The Build Tool Landscape Has Changed
For years, Webpack was the unquestioned standard for bundling JavaScript applications. It was powerful, extensible, and had an answer for almost every use case. But it came with a cost: configuration complexity and increasingly slow build times as applications scaled. Vite arrived in 2020 with a radically different approach, and it quickly became the default choice for new projects across the Vue, React, and Svelte ecosystems.
So which should you use? The honest answer depends on your project's needs, team familiarity, and deployment requirements.
How Vite Works
Vite takes advantage of native ES modules (ESM) supported by modern browsers. In development mode, it doesn't bundle your code at all — it serves files directly to the browser via ESM, transforming them on-demand with esbuild (written in Go). This makes cold starts nearly instant and hot module replacement (HMR) extremely fast, regardless of app size.

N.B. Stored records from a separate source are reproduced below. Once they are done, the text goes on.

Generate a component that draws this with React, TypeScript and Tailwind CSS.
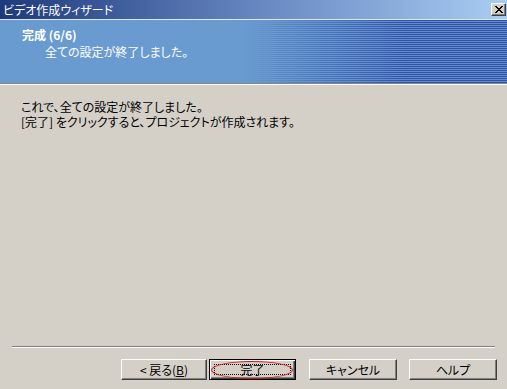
import React from 'react'

const font = "font-['Noto_Sans_CJK_JP','Noto_Sans_CJK_SC',sans-serif] [font-feature-settings:'palt']"

const Button = ({ label, className = '' }: { label: React.ReactNode; className?: string }) => (
    <button
        className={`h-[21px] bg-[#d4d0c8] border border-t-white border-l-white border-b-[#404040] border-r-[#404040] shadow-[inset_-1px_-1px_#808080] text-[12px] leading-none text-black flex items-center justify-center ${className}`}
    >
        {label}
    </button>
)

export default function App() {
    return (
        <div className={`w-[507px] h-[389px] bg-[#d4d0c8] flex flex-col overflow-hidden text-[12px] ${font}`}>
            {/* title bar */}
            <div className="h-[19px] flex items-center justify-between pl-[3px] pr-[1px] bg-gradient-to-r from-[#1f3a7c] via-[#6686c0] to-[#a9cdf3]">
                <span className="text-white leading-none">ビデオ作成ウィザード</span>
                <div className="w-[15px] h-[13px] bg-[#d4d0c8] border border-t-white border-l-white border-b-[#404040] border-r-[#404040] shadow-[inset_-1px_-1px_#808080] flex items-center justify-center">
                    <svg width="8" height="7" viewBox="0 0 8 7" shapeRendering="crispEdges">
                        <path d="M0 0h2v1h-2zM6 0h2v1h-2zM1 1h2v1h-2zM5 1h2v1h-2zM2 2h4v1h-4zM3 3h2v1h-2zM2 4h4v1h-4zM1 5h2v1h-2zM5 5h2v1h-2zM0 6h2v1h-2zM6 6h2v1h-2z" fill="#000" />
                    </svg>
                </div>
            </div>
            <div className="h-px bg-[#dfe8f5]" />

            {/* header band */}
            <div className="relative h-[64px] bg-[#6a9bd0] border-b border-[#7f8a8c]">
                <div className="absolute inset-0 bg-[repeating-linear-gradient(to_bottom,#3150a8_0px,#3150a8_1px,#5f8dcb_1px,#5f8dcb_2px)] [mask-image:linear-gradient(to_right,transparent_48%,black_80%)]" />
                <div className="relative pl-[22px] pt-[7px] text-white leading-[16px]">
                    <div className="font-bold">完成 (6/6)</div>
                    <div className="pl-[23px] mt-[1px]">全ての設定が終了しました。</div>
                </div>
            </div>
            <div className="h-px bg-white" />

            {/* body */}
            <div className="flex-1 pl-[21px] pt-[14px] leading-[15px] text-black">
                <div>これで、全ての設定が終了しました。</div>
                <div>[完了] をクリックすると、プロジェクトが作成されます。</div>
            </div>

            {/* separator */}
            <div className="mx-[12px] w-[483px] border-t border-[#808080] border-b border-b-white" />

            {/* buttons */}
            <div className="flex pt-[11px] pb-[9px] pl-[121px]">
                <Button
                    label={
                        <span>
                            &lt; 戻る(<span className="underline">B</span>)
                        </span>
                    }
                    className="w-[86px]"
                />
                <div className="relative ml-[2px] w-[87px] h-[21px] bg-[#d4d0c8] border border-black shadow-[inset_1px_1px_#fff,inset_-1px_-1px_#404040,inset_-2px_-2px_#808080] flex items-center justify-center">
                    <div className="absolute inset-[4px] border border-dotted border-black" />
                    <div className="absolute left-[1px] right-[2px] top-[1px] bottom-[0px] rounded-[50%] border border-[#e01010]" />
                    <span className="relative text-black leading-none">完了</span>
                </div>
                <Button label="キャンセル" className="ml-[13px] w-[88px]" />
                <Button label="ヘルプ" className="ml-[12px] w-[88px]" />
            </div>
        </div>
    )
}
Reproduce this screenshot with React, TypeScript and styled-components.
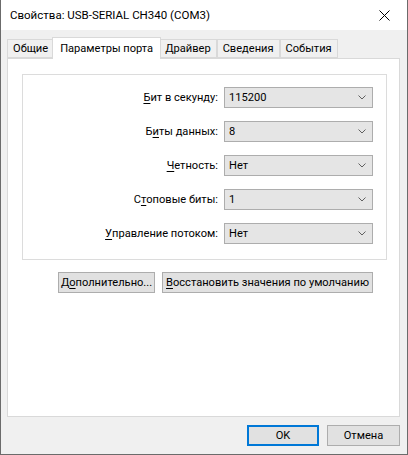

For production builds, Vite uses Rollup under the hood, which produces highly optimized, tree-shaken output.
How Webpack Works
Webpack operates by building a full dependency graph of your entire application at startup, then bundling everything into one or more output files. In development, it rebuilds affected chunks on change. This approach is comprehensive but computationally expensive — especially as projects grow.
Webpack's strength lies in its maturity and configurability. It has a vast plugin ecosystem and handles edge cases that newer tools sometimes don't account for.
Head-to-Head Comparison
| Criteria | Vite | Webpack |
|---|---|---|
| Dev server start time | Near-instant (ESM-based) | Slower (full bundle build) |
| HMR speed | Very fast | Slower at scale |
| Configuration complexity | Low (sensible defaults) | High (explicit configuration) |
| Plugin ecosystem | Growing (Rollup-compatible) | Mature and extensive |
| Production build tool | Rollup | Webpack |
| Legacy browser support | Requires @vitejs/plugin-legacy | Built-in with Babel |
| Best for | New projects, SPAs, libraries | Enterprise apps, legacy codebases |
When to Choose Vite
- You're starting a new project and want fast developer experience out of the box
- Your team is using a modern framework like React, Vue 3, or Svelte
- You don't need to support Internet Explorer or very old browsers
- You want minimal configuration overhead
When to Stick With Webpack
- You're maintaining a large, established codebase already running on Webpack
- You rely on Webpack-specific loaders or plugins without Vite equivalents
- Your app has complex code-splitting or module federation requirements
- You need fine-grained control over every aspect of the build pipeline
The Verdict
For new projects in 2024 and beyond, Vite is the pragmatic default. Its developer experience improvements are real and significant. For teams maintaining existing Webpack setups, migrating isn't always worth the disruption — but if you're experiencing painful build times or developer frustration, it's worth evaluating. Both tools are production-ready; the choice comes down to your specific context.